Prezzo Ltd stated the promotion sought to use the monthly payday as an opportunity for friends and colleagues to gather for a meal and a drink of prosecco. It was directed at working professionals. They stated they had made clear in the ads, and in the terms and conditions, that customers were required to purchase a main dish to redeem the offer. They stated the ads encouraged diners to enjoy some prosecco alongside their main meal, but did not believe the ads encouraged irresponsible drinking. They reiterated that the terms stated that the prosecco was not left on diners’ tables, but the waiting staff would top up glasses at their discretion.
They pointed out the ads were sent to subscribers who were over 18 years of age and portrayed individuals in office wear. They believed that the ad did not include images or language that would appeal to a younger audience.
Prezzo indicated that the two-hour time period represented the total period during which a table could be reserved and was not intended to place a limit on the duration for which prosecco could be obtained. They stated it was common industry practice to ensure tables were not occupied for very long periods of time and considered consumers would understand that the reservation time limit was a guideline as to how long customers could spend over their dinner, so the restaurant could accommodate as many diners as possible.
Prezzo stated promotions offering unlimited alcohol beverages with a meal were common and they provided examples of promotions of that kind from a reservation deals website. They also highlighted that the website had a page dedicated to such deals. They therefore considered consumers were accustomed to unlimited alcohol offers and understood they were intended to combine an offering of food and drink at a fixed price.
The ASA acknowledged that the imagery in ad (a) was likely to be interpreted to represent a group of people enjoying a social occasion who did not appear as if they had been drinking to excess or intended to do so. We also acknowledged that the advertisers were primarily a restaurant and that consumers would understand from the ads that they were required to purchase a main course to take up the offer; we therefore considered that consumers would understand the offer of prosecco was intended to accompany a meal.
However, the wording “BOTTOMLESS PROSECCO” featured prominently in the ads and we considered that wording contributed to an impression that large or excessive amounts of alcohol could be consumed as part of the offer. We also noted that the ad stated “#PROSECCOPAYDAY IS BACK” and the offer was intended to coincide with pay day – for example, it invited readers to “Grab your friends, partners & colleagues, head to Prezzo & party with bottomless Prosecco”. We therefore considered that, in the context of an offer for unlimited alcohol, some readers might associate socialising and partying with colleagues and friends to mean that an excessive amount of alcohol was intended to be consumed, in order to celebrate pay day.
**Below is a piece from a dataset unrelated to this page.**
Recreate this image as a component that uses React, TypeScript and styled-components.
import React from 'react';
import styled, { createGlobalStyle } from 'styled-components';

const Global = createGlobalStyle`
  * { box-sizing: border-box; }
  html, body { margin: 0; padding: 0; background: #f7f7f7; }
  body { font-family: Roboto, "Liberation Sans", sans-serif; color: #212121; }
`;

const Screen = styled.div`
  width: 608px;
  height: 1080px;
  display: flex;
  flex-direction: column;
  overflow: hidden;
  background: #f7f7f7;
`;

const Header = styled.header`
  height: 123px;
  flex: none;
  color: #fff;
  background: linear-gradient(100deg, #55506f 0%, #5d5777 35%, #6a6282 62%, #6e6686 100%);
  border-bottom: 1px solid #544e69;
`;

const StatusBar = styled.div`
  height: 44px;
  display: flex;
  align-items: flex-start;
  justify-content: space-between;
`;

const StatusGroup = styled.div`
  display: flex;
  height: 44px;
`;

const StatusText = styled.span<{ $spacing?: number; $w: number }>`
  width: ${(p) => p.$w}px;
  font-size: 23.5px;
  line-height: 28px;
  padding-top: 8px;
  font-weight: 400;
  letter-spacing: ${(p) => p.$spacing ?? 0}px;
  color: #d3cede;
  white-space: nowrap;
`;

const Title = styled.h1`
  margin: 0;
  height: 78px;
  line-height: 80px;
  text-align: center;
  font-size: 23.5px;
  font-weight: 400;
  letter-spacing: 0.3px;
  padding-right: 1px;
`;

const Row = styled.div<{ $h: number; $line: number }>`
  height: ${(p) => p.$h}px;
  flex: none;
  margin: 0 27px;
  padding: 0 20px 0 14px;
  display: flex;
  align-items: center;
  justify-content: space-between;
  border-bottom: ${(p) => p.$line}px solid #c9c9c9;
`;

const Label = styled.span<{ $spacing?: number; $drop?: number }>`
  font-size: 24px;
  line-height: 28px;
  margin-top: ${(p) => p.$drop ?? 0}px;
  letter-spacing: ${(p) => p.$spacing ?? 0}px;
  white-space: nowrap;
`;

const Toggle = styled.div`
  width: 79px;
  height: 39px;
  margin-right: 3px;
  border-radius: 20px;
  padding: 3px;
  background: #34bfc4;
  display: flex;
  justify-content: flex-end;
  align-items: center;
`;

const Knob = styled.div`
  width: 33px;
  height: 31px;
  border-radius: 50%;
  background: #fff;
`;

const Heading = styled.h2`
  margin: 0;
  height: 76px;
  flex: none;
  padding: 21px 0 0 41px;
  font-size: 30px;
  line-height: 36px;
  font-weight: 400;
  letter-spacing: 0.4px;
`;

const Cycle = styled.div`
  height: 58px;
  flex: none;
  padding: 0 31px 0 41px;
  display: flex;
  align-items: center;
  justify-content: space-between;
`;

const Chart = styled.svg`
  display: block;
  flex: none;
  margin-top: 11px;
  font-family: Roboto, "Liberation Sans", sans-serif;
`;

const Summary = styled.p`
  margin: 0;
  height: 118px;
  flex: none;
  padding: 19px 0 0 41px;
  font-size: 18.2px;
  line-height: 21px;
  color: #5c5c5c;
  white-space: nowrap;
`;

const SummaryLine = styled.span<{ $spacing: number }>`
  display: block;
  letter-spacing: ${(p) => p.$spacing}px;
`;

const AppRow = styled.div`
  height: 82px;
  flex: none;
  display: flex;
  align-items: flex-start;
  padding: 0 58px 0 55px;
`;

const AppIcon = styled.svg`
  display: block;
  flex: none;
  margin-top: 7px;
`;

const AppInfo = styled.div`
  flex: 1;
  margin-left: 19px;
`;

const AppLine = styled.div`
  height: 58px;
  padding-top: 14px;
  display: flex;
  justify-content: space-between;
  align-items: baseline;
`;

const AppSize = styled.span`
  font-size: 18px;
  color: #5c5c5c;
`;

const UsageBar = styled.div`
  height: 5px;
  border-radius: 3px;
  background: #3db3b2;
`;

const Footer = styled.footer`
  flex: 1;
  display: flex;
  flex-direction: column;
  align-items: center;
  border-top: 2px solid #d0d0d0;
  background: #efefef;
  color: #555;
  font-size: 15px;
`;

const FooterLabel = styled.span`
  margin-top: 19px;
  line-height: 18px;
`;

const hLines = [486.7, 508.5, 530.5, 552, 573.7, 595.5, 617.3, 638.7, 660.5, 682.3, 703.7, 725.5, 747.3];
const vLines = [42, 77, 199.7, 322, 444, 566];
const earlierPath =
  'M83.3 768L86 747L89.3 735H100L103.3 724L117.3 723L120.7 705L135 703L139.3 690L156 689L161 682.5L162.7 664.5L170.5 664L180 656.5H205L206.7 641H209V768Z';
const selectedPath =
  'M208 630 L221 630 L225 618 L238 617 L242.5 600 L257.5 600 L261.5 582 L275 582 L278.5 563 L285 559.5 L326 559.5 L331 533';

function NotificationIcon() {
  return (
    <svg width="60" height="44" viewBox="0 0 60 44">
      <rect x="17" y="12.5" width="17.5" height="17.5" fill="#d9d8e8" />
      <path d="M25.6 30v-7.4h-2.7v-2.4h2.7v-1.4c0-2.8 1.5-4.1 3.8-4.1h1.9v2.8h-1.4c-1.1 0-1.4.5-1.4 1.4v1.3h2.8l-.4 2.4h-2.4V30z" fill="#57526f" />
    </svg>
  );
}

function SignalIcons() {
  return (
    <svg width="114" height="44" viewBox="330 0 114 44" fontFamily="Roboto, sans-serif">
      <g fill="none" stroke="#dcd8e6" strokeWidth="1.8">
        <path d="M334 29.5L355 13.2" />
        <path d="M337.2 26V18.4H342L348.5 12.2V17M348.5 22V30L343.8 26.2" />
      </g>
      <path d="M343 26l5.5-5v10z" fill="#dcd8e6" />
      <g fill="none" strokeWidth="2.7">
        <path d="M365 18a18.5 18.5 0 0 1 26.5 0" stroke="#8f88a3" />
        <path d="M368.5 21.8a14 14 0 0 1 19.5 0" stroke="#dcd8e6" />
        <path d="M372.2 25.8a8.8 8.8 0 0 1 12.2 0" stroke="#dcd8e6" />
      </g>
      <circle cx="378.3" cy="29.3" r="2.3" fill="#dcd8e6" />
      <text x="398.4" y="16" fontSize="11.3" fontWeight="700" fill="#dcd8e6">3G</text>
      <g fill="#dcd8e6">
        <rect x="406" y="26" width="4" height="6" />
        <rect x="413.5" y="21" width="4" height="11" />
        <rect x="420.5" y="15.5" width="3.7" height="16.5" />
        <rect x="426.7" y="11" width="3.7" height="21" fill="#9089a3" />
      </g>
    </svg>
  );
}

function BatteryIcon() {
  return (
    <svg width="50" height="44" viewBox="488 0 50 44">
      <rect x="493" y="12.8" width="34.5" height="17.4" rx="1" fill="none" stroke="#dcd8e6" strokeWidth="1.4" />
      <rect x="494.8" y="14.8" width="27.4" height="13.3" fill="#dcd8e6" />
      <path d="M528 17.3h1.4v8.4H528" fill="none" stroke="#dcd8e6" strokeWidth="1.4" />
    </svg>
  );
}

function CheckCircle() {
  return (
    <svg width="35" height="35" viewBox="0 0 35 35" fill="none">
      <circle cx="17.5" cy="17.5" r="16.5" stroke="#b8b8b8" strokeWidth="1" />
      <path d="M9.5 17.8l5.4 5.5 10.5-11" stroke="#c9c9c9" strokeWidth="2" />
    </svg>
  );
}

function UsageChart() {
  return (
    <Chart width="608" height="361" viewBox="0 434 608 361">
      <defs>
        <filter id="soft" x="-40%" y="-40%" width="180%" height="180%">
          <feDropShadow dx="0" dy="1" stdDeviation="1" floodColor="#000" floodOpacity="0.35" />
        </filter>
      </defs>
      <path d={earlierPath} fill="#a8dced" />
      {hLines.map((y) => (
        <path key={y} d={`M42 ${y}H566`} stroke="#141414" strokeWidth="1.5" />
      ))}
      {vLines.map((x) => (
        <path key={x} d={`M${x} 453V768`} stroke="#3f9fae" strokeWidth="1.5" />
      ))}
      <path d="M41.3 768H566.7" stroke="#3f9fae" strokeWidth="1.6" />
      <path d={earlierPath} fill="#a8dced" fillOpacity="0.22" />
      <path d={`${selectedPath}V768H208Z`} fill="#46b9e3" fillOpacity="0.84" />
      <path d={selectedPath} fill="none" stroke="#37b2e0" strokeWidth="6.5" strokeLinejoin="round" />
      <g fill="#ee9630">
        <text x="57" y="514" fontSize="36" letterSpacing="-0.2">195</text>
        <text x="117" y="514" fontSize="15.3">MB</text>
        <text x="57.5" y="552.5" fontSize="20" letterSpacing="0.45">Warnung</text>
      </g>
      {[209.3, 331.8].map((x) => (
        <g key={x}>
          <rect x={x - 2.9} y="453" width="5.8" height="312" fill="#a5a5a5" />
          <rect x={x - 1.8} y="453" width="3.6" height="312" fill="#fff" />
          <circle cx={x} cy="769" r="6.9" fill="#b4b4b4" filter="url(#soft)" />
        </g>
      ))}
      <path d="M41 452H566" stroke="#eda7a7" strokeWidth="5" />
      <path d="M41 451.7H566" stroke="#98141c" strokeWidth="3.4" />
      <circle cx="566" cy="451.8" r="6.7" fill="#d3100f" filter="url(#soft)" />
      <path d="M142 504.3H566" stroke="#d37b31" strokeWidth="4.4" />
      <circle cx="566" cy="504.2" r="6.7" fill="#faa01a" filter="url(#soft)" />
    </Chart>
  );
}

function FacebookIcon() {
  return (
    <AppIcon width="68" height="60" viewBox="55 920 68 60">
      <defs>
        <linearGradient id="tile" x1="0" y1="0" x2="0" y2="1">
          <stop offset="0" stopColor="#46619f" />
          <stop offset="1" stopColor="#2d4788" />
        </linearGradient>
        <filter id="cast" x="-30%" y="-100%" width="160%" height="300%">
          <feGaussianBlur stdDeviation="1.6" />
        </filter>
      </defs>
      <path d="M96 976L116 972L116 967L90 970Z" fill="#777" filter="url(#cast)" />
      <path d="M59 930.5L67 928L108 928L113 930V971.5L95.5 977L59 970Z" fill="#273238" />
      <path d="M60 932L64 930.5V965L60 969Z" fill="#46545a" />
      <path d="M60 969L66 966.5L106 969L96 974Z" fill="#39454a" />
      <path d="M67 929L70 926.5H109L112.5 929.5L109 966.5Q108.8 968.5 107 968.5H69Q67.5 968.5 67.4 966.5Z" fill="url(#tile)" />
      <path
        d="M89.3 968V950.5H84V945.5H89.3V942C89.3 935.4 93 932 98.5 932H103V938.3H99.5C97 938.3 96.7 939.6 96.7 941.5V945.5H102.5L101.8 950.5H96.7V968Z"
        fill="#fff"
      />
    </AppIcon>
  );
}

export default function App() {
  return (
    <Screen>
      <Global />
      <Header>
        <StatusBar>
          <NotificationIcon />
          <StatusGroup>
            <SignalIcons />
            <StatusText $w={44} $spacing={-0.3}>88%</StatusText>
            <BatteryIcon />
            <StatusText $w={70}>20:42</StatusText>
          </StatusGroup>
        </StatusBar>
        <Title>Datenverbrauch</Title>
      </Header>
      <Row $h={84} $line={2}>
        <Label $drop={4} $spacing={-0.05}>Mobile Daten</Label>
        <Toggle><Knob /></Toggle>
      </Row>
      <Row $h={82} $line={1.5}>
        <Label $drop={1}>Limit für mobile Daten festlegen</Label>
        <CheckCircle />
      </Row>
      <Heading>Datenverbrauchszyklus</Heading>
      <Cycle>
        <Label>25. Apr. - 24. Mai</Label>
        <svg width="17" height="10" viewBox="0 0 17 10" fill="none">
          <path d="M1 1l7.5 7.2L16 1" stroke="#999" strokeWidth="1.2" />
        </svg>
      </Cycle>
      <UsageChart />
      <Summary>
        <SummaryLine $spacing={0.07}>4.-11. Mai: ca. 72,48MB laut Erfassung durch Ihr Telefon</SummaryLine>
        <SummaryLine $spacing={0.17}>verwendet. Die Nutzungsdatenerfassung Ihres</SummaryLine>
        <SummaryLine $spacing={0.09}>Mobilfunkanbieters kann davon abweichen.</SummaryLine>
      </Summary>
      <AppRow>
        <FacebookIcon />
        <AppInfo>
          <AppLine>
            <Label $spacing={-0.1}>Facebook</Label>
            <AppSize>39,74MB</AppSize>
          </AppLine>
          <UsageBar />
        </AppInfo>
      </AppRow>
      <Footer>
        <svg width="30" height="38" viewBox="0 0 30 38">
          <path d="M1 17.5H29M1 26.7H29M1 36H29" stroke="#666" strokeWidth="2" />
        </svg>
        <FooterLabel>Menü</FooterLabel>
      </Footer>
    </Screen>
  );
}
We further considered that impression was reinforced by the image in ad (c) showing Prosecco cascading into several glasses and the reference in the terms to “free flowing Prosecco”.
In light of that, we concluded the ads were likely to encourage excessive drinking and breached the Code.
The ads breached CAP Code (Edition 12) rules 8.5 8.5 Promotions must not be socially undesirable to the audience addressed by encouraging excessive consumption or irresponsible use. (Promotional marketing) and 18.1 18.1 Marketing communications must be socially responsible and must contain nothing that is likely to lead people to adopt styles of drinking that are unwise. For example, they should not encourage excessive drinking. Care should be taken not to exploit the young, the immature or those who are mentally or socially vulnerable. (Alcohol).
The ads must not appear again in their current form. We told Prezzo Ltd to ensure their advertising was socially responsible and contained nothing likely to lead people to adopt styles of drinking that were unwise, for example, by encouraging excessive drinking.